Specification, Supervision, and Quality Control
The quality of a Phase 2 investigation depends critically on the quality of the specification and the supervision of fieldwork. The investigation should be specified in writing, setting out the locations, depths, methods, tests, and sampling requirements for each investigation point. In the UK, the standard reference for specification of ground investigation is BS 5930:2015 (Code of Practice for Ground Investigations), which provides comprehensive guidance on investigation methods, sample types, and test procedures.
Fieldwork should be supervised by a competent geotechnical professional who can make real-time decisions about changes to the investigation scope in response to what is found. If unexpected ground conditions are encountered — a buried channel, a zone of soft ground, an unexpected change in stratigraphy — the supervisor must be empowered to modify the investigation plan accordingly, extending boreholes, adding investigation points, or collecting additional samples as needed.
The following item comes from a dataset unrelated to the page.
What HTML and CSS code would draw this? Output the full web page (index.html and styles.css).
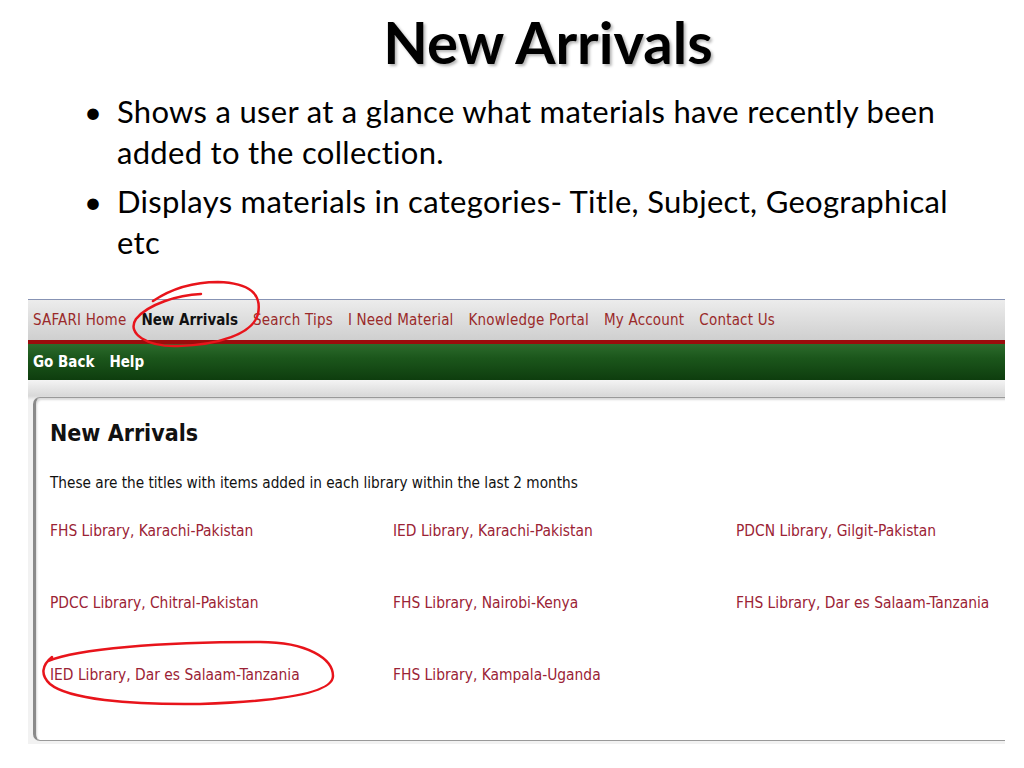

The outputs of the Phase 2 investigation — borehole logs, trial pit records, in-situ test results, laboratory test data, and groundwater monitoring records — form the factual dataset on which all subsequent geotechnical interpretation and design will be based. Their quality and completeness are therefore of the utmost importance. Every observation, every measurement, and every sample must be carefully recorded in the field, and the records must be reviewed and checked before the investigation is complete. Good factual data, consistently recorded and professionally presented, is the foundation of good geotechnical practice.